The EU makes it clear that it tries to monitor all countries accepted into the GSP+ scheme. But its monitoring and scorecard system, a process which measures the Pakistani government’s progress in adhering to those 27 conventions, relies heavily on the beneficiary country self-reporting.
Under the GSP regulations, the European Commission say that the burden of proof for compliance with the GSP+ scheme rests with the beneficiary country. “Thus, it is primarily for the beneficiaries to provide all information necessary that will allow us to assess their GSP+ compliance.”
Critics of Pakistan’s lackluster implementation of GSP+ standards have pointed out that this is possibly the biggest weakness in the system. With the lucrative incentives in hanging onto the country’s newly acquired GSP+ status, and the system of monitoring so corrupt and ineffective, the danger is that the EU has a very vague—if not erroneous—representation of the reality on the ground.
But that’s not to say that those building their wealth on the sweat of poor workers can do so with impunity. In 2010, Sri Lanka was disqualified from the GSP+ system, after an investigation by the EU found that it had breached UN conventions on human rights during the recent civil war there. The removal of the GSP+ status had a major affect on Sri Lanka’s economy, particularly the export-reliant garment and textiles sector.

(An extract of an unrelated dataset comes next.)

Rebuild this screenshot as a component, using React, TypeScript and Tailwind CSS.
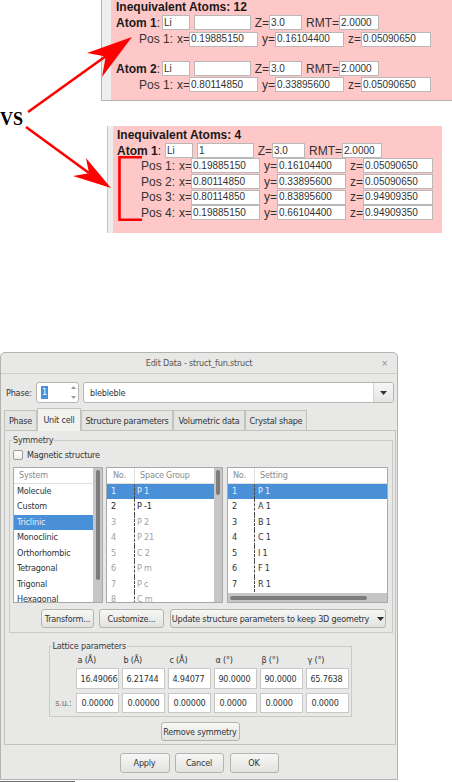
import React from 'react';

type Kids = { children?: React.ReactNode };

// small white entry used in the pink atom panels
function Box({ className = '', children }: { className?: string } & Kids) {
  return (
    <span
      className={`flex h-[15px] shrink-0 items-center overflow-hidden border border-[#b8b8b8] bg-white pl-[1px] text-[10px] leading-none text-[#333] ${className}`}
    >
      {children}
    </span>
  );
}

function AtomRow({ n, second, labelW }: { n: number; second: string; labelW: string }) {
  return (
    <div className="flex h-[15px] items-center">
      <span className={`shrink-0 ${labelW}`}>
        <b>Atom {n}</b>:
      </span>
      <Box className="w-[28px] text-[9px]">Li</Box>
      <Box className="ml-[4px] w-[57px]">{second}</Box>
      <span className="w-[18px] shrink-0 text-right text-[#333]">Z=</span>
      <Box className="w-[33px]">3.0</Box>
      <span className="w-[37px] shrink-0 text-right text-[#333]">RMT=</span>
      <Box className="w-[40px]">2.0000</Box>
    </div>
  );
}

function PosRow({ n, x, y, z, indent }: { n: number; x: string; y: string; z: string; indent: string }) {
  return (
    <div className={`flex h-[15.7px] items-center text-[#333] ${indent}`}>
      <span className="w-[38px] shrink-0">Pos {n}:</span>
      <span className="w-[12px] shrink-0">x=</span>
      <Box className="w-[69px]">{x}</Box>
      <span className="w-[17px] shrink-0 text-right">y=</span>
      <Box className="w-[69px]">{y}</Box>
      <span className="w-[17px] shrink-0 text-right">z=</span>
      <Box className="w-[70px]">{z}</Box>
    </div>
  );
}

function Btn({ className = '', children }: { className?: string } & Kids) {
  return (
    <div
      className={`flex shrink-0 items-center justify-center whitespace-nowrap rounded-[3px] border border-[#b4b4b2] bg-gradient-to-b from-[#f7f7f6] to-[#e2e2e0] text-[#2e3436] ${className}`}
    >
      {children}
    </div>
  );
}

function Caret() {
  return (
    <svg width="7" height="4" viewBox="0 0 7 4" className="shrink-0">
      <path d="M0 0h7L3.5 4z" fill="#2e3436" />
    </svg>
  );
}

const systems = ['Molecule', 'Custom', 'Triclinic', 'Monoclinic', 'Orthorhombic', 'Tetragonal', 'Trigonal', 'Hexagonal'];
const groups = [
  ['1', 'P 1'],
  ['2', 'P -1'],
  ['3', 'P 2'],
  ['4', 'P 21'],
  ['5', 'C 2'],
  ['6', 'P m'],
  ['7', 'P c'],
  ['8', 'C m'],
];
const settings = [
  ['1', 'P 1'],
  ['2', 'A 1'],
  ['3', 'B 1'],
  ['4', 'C 1'],
  ['5', 'I 1'],
  ['6', 'F 1'],
  ['7', 'R 1'],
];
const tabs = [
  { t: 'Phase', w: 'w-[33px]' },
  { t: 'Unit cell', w: 'w-[44px]', on: true },
  { t: 'Structure parameters', w: 'w-[92px]' },
  { t: 'Volumetric data', w: 'w-[72px]' },
  { t: 'Crystal shape', w: 'w-[62px]' },
];
const latHead = ['a (Å)', 'b (Å)', 'c (Å)', 'α (°)', 'β (°)', 'γ (°)'];
const latVal = ['16.49066', '6.21744', '4.94077', '90.0000', '90.0000', '65.7638'];
const latSu = ['0.00000', '0.00000', '0.00000', '0.0000', '0.0000', '0.0000'];

function Comparison() {
  return (
    <div className="relative h-[352px] [font-family:'Liberation_Sans',Arial,sans-serif] text-[12px] leading-[14px] text-[#1a1a1a]">
      {/* 12 inequivalent atoms */}
      <div className="ml-[101px] flex h-[101px] border-b border-l border-[#b4b4b4]">
        <div className="w-[9px] shrink-0 bg-[#eeeeee]" />
        <div className="flex-1 bg-[#ffc8c8] pl-[5px]">
          <div className="font-bold">Inequivalent Atoms: 12</div>
          <div className="mt-[1px]">
            <AtomRow n={1} second="" labelW="w-[46px]" />
          </div>
          <div className="mt-[1.5px]">
            <PosRow n={1} x="0.19885150" y="0.16104400" z="0.05090650" indent="pl-[23px]" />
          </div>
          <div className="mt-[14px]">
            <AtomRow n={2} second="" labelW="w-[46px]" />
          </div>
          <div className="mt-[0.5px]">
            <PosRow n={1} x="0.80114850" y="0.33895600" z="0.05090650" indent="pl-[23px]" />
          </div>
        </div>
      </div>

      <div className="h-[25px] pt-[9px] [font-family:'Liberation_Serif','Times_New_Roman',serif] text-[18px] leading-[18px] font-bold text-black">
        VS
      </div>

      {/* 4 inequivalent atoms */}
      <div className="ml-[107px] flex h-[107px] w-[335px] border-l border-[#c4c4c4]">
        <div className="w-[5px] shrink-0 bg-[#eeeeee]" />
        <div className="flex-1 bg-[#ffc8c8] pl-[4px] pt-[2px]">
          <div className="font-bold">Inequivalent Atoms: 4</div>
          <div className="mt-[1px]">
            <AtomRow n={1} second="1" labelW="w-[48px]" />
          </div>
          <PosRow n={1} x="0.19885150" y="0.16104400" z="0.05090650" indent="pl-[24px]" />
          <PosRow n={2} x="0.80114850" y="0.33895600" z="0.05090650" indent="pl-[24px]" />
          <PosRow n={3} x="0.80114850" y="0.83895600" z="0.94909350" indent="pl-[24px]" />
          <PosRow n={4} x="0.19885150" y="0.66104400" z="0.94909350" indent="pl-[24px]" />
        </div>
      </div>

      {/* red annotations */}
      <svg className="pointer-events-none absolute left-0 top-0" width="452" height="352" viewBox="0 0 452 352">
        <line x1="28" y1="112" x2="106" y2="56" stroke="#ff0000" strokeWidth="2.6" />
        <polygon points="132,37 87,53 105.7,56.6 102,77" fill="#ff0000" />
        <line x1="26" y1="127" x2="89" y2="173" stroke="#ff0000" strokeWidth="2.6" />
        <polygon points="111,188 86,158 89,173.3 73,176" fill="#ff0000" />
        <path d="M142 157.2H119.5V219.7H142" fill="none" stroke="#ff0000" strokeWidth="2.6" />
      </svg>
    </div>
  );
}

function EditDialog() {
  return (
    <div className="w-[398px] whitespace-nowrap rounded-t-[5px] border border-[#b3b3b1] bg-[#e8e8e7] [font-family:'DejaVu_Sans_Condensed','DejaVu_Sans',sans-serif] text-[9px] leading-[12px] tracking-[-0.2px] text-[#2e3436]">
      {/* title bar */}
      <div className="flex h-[21px] items-center border-b border-[#cfcfcd]">
        <span className="w-[22px]" />
        <span className="flex-1 text-center text-[#555753]">Edit Data - struct_fun.struct</span>
        <span className="flex w-[22px] justify-center pr-[3px] text-[9px] text-[#8b8e8f]">×</span>
      </div>

      {/* phase row */}
      <div className="mt-[8px] flex h-[21px] items-center pl-[5px] pr-[3px]">
        <span className="w-[30px] shrink-0">Phase:</span>
        <div className="flex h-full w-[43px] shrink-0 items-center rounded-[3px] border border-[#b6b6b4] bg-white">
          <span className="ml-[4px] bg-[#4a90d9] px-[1px] leading-[13px] text-white">1</span>
          <span className="flex-1" />
          <div className="flex h-full w-[10px] flex-col items-center justify-between py-[3px]">
            <svg width="5" height="3" viewBox="0 0 5 3">
              <path d="M0 3h5L2.5 0z" fill="#9a9a9a" />
            </svg>
            <svg width="5" height="3" viewBox="0 0 5 3">
              <path d="M0 0h5L2.5 3z" fill="#9a9a9a" />
            </svg>
          </div>
        </div>
        <div className="ml-[4px] flex h-full flex-1 overflow-hidden rounded-[3px] border border-[#b6b6b4] bg-white">
          <span className="flex flex-1 items-center pl-[6px]">blebleble</span>
          <div className="flex w-[20px] items-center justify-center border-l border-[#d2d2d0] bg-gradient-to-b from-[#f7f7f6] to-[#e4e4e2]">
            <Caret />
          </div>
        </div>
      </div>

      {/* tabs */}
      <div className="mt-[5px] flex h-[22px] items-end pl-[3px]">
        {tabs.map((tb) => (
          <div
            key={tb.t}
            className={`flex shrink-0 items-center justify-center border border-b-0 border-[#c2c2c0] ${tb.w} ${
              tb.on ? '-mb-px h-[23px] bg-[#f2f2f1]' : 'h-[20px] bg-[#e4e4e3]'
            }`}
          >
            {tb.t}
          </div>
        ))}
      </div>

      {/* tab pane */}
      <div className="ml-[3px] h-[315px] w-[392px] border border-[#c2c2c0] bg-[#e8e8e7] pt-[3px]">
        <fieldset className="ml-[4px] w-[384px] border border-[#cacac8] pb-[4px]">
          <legend className="ml-[2px] px-[1px] leading-[12px] text-[#3a3a3a]">Symmetry</legend>
          <div className="mt-[3px] flex h-[12px] items-center pl-[3px]">
            <span className="h-[10px] w-[10px] rounded-[2px] border border-[#9c9c9a] bg-gradient-to-b from-white to-[#ececec]" />
            <span className="ml-[4px]">Magnetic structure</span>
          </div>

          <div className="mt-[6px] flex h-[136px] pl-[3px]">
            {/* system */}
            <div className="flex w-[90px] overflow-hidden border border-[#a9a9a9] bg-white">
              <div className="min-w-0 flex-1">
                <div className="h-[15.5px] border-b border-[#dedede] pl-[5px] leading-[15px] text-[#8a8a8a]">System</div>
                {systems.map((s) => (
                  <div
                    key={s}
                    className={`h-[15.5px] pl-[3px] leading-[15.5px] ${s === 'Triclinic' ? 'bg-[#4a90d9] text-[#e6eef8]' : ''}`}
                  >
                    {s}
                  </div>
                ))}
              </div>
              <div className="flex w-[9px] justify-center bg-[#c6c6c6] pt-[2px]">
                <div className="h-[110px] w-[4px] rounded-full bg-[#7c7c7c]" />
              </div>
            </div>

            {/* space group */}
            <div className="ml-[3px] flex w-[117px] overflow-hidden border border-[#a9a9a9] bg-white">
              <div className="min-w-0 flex-1">
                <div className="flex h-[15.5px] border-b border-[#dedede] leading-[15px] text-[#8a8a8a]">
                  <span className="w-[27px] pl-[6px]">No.</span>
                  <span className="border-l border-[#dedede] pl-[5px]">Space Group</span>
                </div>
                {groups.map(([no, g], i) => (
                  <div
                    key={no}
                    className={`flex h-[15.5px] leading-[15.5px] ${
                      i === 0 ? 'bg-[#4a90d9] text-[#e6eef8]' : i === 1 ? 'text-[#1c1c1c]' : 'text-[#a2a2a2]'
                    }`}
                  >
                    <span className="w-[27px] pl-[4px]">{no}</span>
                    <span className="border-l border-dashed border-[#4a4a4a] pl-[2px]">{g}</span>
                  </div>
                ))}
              </div>
              <div className="flex w-[8px] justify-center bg-[#c6c6c6] pt-[2px]">
                <div className="h-[25px] w-[4px] rounded-full bg-[#7c7c7c]" />
              </div>
            </div>

            {/* setting */}
            <div className="ml-[4px] flex w-[161px] flex-col overflow-hidden border border-[#a9a9a9] bg-white">
              <div className="flex-1">
                <div className="flex h-[15.5px] border-b border-[#dedede] leading-[15px] text-[#8a8a8a]">
                  <span className="w-[26px] pl-[5px]">No.</span>
                  <span className="border-l border-[#dedede] pl-[5px]">Setting</span>
                </div>
                {settings.map(([no, s], i) => (
                  <div key={no} className={`flex h-[15.5px] leading-[15.5px] ${i === 0 ? 'bg-[#4a90d9] text-[#e6eef8]' : ''}`}>
                    <span className="w-[26px] pl-[4px]">{no}</span>
                    <span className="border-l border-dashed border-[#4a4a4a] pl-[3px]">{s}</span>
                  </div>
                ))}
              </div>
              <div className="flex h-[9px] items-center bg-[#c6c6c6] pl-[2px]">
                <div className="h-[4px] w-[137px] rounded-full bg-[#7c7c7c]" />
              </div>
            </div>
          </div>

          <div className="mt-[6px] flex h-[19px] justify-end pr-[6px]">
            <Btn className="w-[53px]">Transform...</Btn>
            <Btn className="ml-[5px] w-[65px]">Customize...</Btn>
            <Btn className="ml-[6px] w-[216px] gap-[8px]">
              Update structure parameters to keep 3D geometry
              <Caret />
            </Btn>
          </div>
        </fieldset>

        <fieldset className="mx-auto mt-[7px] w-[303px] border border-[#cacac8] pb-[3px]">
          <legend className="ml-[2px] px-[1px] leading-[12px] text-[#3a3a3a]">Lattice parameters</legend>
          <div className="flex h-[15px] items-center gap-x-[3px]">
            <span className="w-[23px]" />
            {latHead.map((h) => (
              <span key={h} className="w-[43px] pl-[2px]">
                {h}
              </span>
            ))}
          </div>
          <div className="mt-[1px] flex h-[21px] gap-x-[3px]">
            <span className="w-[23px]" />
            {latVal.map((v, i) => (
              <span
                key={i}
                className={`flex w-[43px] items-center justify-end overflow-hidden border border-[#c8c8c6] bg-white ${
                  i === 0 ? 'pr-0' : 'pr-[5px]'
                }`}
              >
                {v}
              </span>
            ))}
          </div>
          <div className="mt-[4px] flex h-[20px] gap-x-[3px]">
            <span className="flex w-[23px] items-center justify-end pr-[1px] text-[#6a6a6a]">s.u.:</span>
            {latSu.map((v, i) => (
              <span key={i} className="flex w-[43px] items-center border border-[#c8c8c6] bg-white pl-[5px]">
                {v}
              </span>
            ))}
          </div>
        </fieldset>

        <div className="mt-[5px] flex justify-center">
          <Btn className="h-[19px] w-[79px]">Remove symmetry</Btn>
        </div>
      </div>

      {/* dialog buttons */}
      <div className="mt-[8px] flex h-[20px] justify-center pb-0">
        <Btn className="w-[50px]">Apply</Btn>
        <Btn className="ml-[5px] w-[49px]">Cancel</Btn>
        <Btn className="ml-[6px] w-[49px]">OK</Btn>
      </div>
      <div className="h-[6px]" />
    </div>
  );
}

export default function App() {
  return (
    <div className="h-[782px] w-[452px] overflow-hidden bg-white">
      <Comparison />
      <EditDialog />
      <div className="flex h-[2px] items-end">
        <div className="h-px w-[75px] bg-[#6b6b6b]" />
      </div>
    </div>
  );
}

The European Commission is hopeful that Pakistan will not get to the same stage as Sri Lanka, and Pakistan’s GSP+ status is due to be reviewed in 2016. A spokesperson from the European Commission says that Pakistan has “pledged to ensure” the GSP+ conventions are implemented.
“Moreover, throughout 2014 and 2015, the government of Pakistan has demonstrated clear willingness to discuss with the EU authorities on very sensitive issues such and women or children rights, rights of minorities, labor standards etc and to further step up their practical efforts for the sake of Pakistani people.”